Trattamento delle superfici e sicurezza nelle officine

In tutte le officine di manutenzione si fa si ampio materiali per il trattamento delle superfici finalizzato alla pulizia e lubrificazione delle parti, con conseguente rischio chimico associato alla conservazione, all’uso e allo smaltimento di tali prodotti.

Ciò corrisponde ad una responsabilità di datori di lavoro, dirigenti tecnici e responsabili del servizio di protezione e prevenzione che devono predisporre procedure di qualificazione dei fornitori e capitolati di acquisto mirati, aree per lo stoccaggio adeguate, conservazione e gestione della relativa, impianti dedicati all’adeguato isolamento rispetto all’ambiente esterno e processi definiti in maniera rigorosa.

Le complicazioni introdotte al processo per garantire la sicurezza dei lavoratori risentono dell’articolato quadro normativo che in Italia si traduce nel noto Testo Unico D.lgs. 81/08 e nel D.lgs 231/01, sono accompagnate da una serie di convenzioni e Direttive quali il regolamento REACH del 2007, il Regolamento CLP (CE) n. 1272/2008 sulla classificazione, etichettatura e imballaggio di sostanze e miscele, l’analogo Regolamento internazionale GHS per la classificazione, l’etichettatura e l’imballaggio di sostanze chimiche o ancora la Direttiva CE 1993/13 (“VOC”) sulla imitazione di emissioni composti organici volatili.

Ciò introduce un notevole grado di onerosità nelle operazioni di manutenzione quali i lavaggi di processo, le pulizie di pre-verniciatura o i lavaggi di pezzi in manutenzione, collaudo, montaggio.
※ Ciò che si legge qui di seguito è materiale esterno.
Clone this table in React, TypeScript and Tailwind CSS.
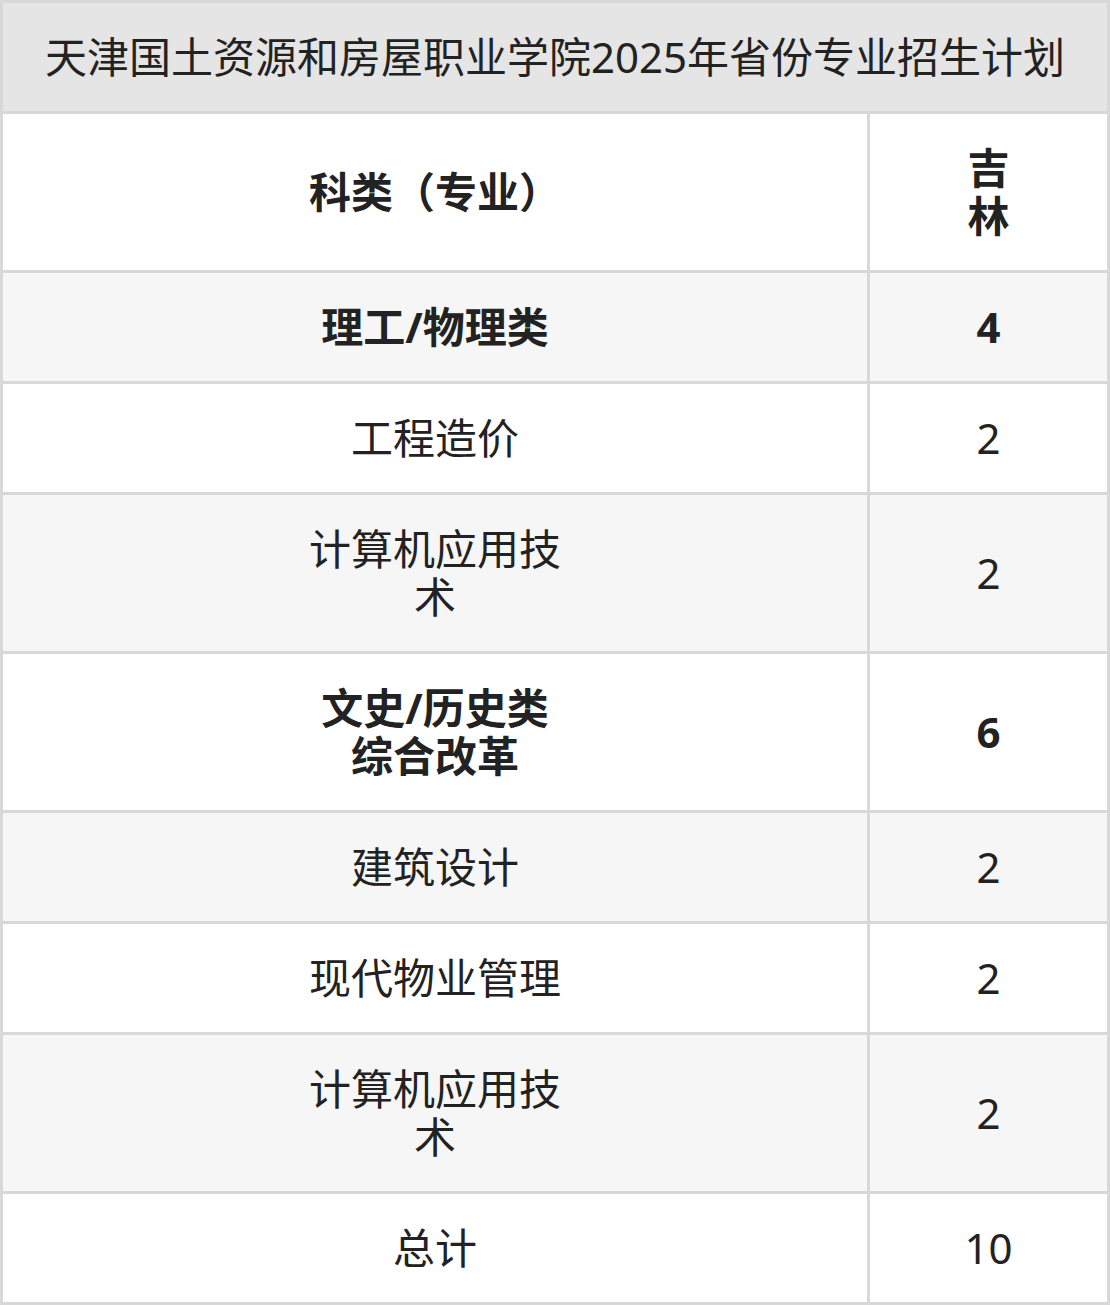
import React from "react";

type Row = { name: string; value: string; bold?: boolean; gray?: boolean };

const rows: Row[] = [
  { name: "理工/物理类", value: "4", bold: true, gray: true },
  { name: "工程造价", value: "2" },
  { name: "计算机应用技术", value: "2", gray: true },
  { name: "文史/历史类综合改革", value: "6", bold: true },
  { name: "建筑设计", value: "2", gray: true },
  { name: "现代物业管理", value: "2" },
  { name: "计算机应用技术", value: "2", gray: true },
  { name: "总计", value: "10" },
];

const font = { fontFamily: '"Noto Sans", "Noto Sans CJK SC", sans-serif' };

export default function App() {
  return (
    <div className="w-[1110px] bg-white" style={font}>
      <div className="flex flex-col gap-[3px] bg-[#d8d8d8] p-[3px] text-[#222]">
        <div className="bg-[#e5e5e5] py-[30px] text-center text-[42px] leading-[48px] whitespace-nowrap">
          天津国土资源和房屋职业学院2025年省份专业招生计划
        </div>
        <div className="grid grid-cols-[864px_237px] gap-[3px]">
          <div className="flex items-center justify-center bg-white py-[30px] text-[42px] font-bold leading-[48px]">
            <div className="mx-auto w-[264px] text-center">科类（专业）</div>
          </div>
          <div className="flex items-center justify-center bg-white py-[30px] text-[42px] font-bold leading-[48px]">
            <div className="mx-auto w-[60px] text-center">吉林</div>
          </div>
        </div>
        {rows.map((r, i) => (
          <div key={i} className="grid grid-cols-[864px_237px] gap-[3px]">
            <div
              className={`flex items-center justify-center py-[30px] text-[42px] leading-[48px] ${
                r.gray ? "bg-[#f6f6f6]" : "bg-white"
              } ${r.bold ? "font-bold" : "font-normal"}`}
            >
              <div className="mx-auto w-[264px] text-center">{r.name}</div>
            </div>
            <div
              className={`flex items-center justify-center py-[30px] text-[42px] leading-[48px] ${
                r.gray ? "bg-[#f6f6f6]" : "bg-white"
              } ${r.bold ? "font-bold" : "font-normal"}`}
            >
              <div className="mx-auto w-[60px] text-center">{r.value}</div>
            </div>
          </div>
        ))}
      </div>
    </div>
  );
}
Un approccio parziale, poiché induce costi non facilmente controllabili, è quello di esternalizzare le operazioni di lavaggio dei componenti presso ditte specializzate in tal senso che attuano le stesse mediante l’impiego di officine mobili che si recano sul posto e assumono esse stesse parte del rischio connesso alle operazioni svolte.

Il progresso nella scienza dei materiali offre tuttavia la disponibilità di intere famiglie di prodotti “VOC free”, ossia esenti da composti organici volatili, che non presentano inoltre etichettatura di rischio.

La ricerca nelle biotecnologie ha consentito di massimizzare il grado di protezione ambientale, tema affrontato anche in sede di definizione dei CAM (Criteri Ambientali Minimi) legati al public procurement, mediante l’individuazione e la sintesi di molecole che consentono di agire a livello di chimica delle superfici in maniera mirata.

Un aspetto importante è anche quello energetico-ambientale: molti di tali nuovi materiali consentono lavorazioni a freddo e non presentano particolari necessità smaltimento grazie al continuo riciclo reso possibile dall’assenza di prodotti solventi soggetti a rapida saturazione.

L’approccio corretto non può essere che quello di un’analisi ad opera di professionisti competenti in grado di svolgere uno screening mirato dei processi in essere e dei prodotti utilizzati: ciò al fine di reingegnerizzare i processi stessi pervenendo ad una drastica riduzione degli obblighi di legge e soprattutto dei rischi per datori di lavoro ed RSPP.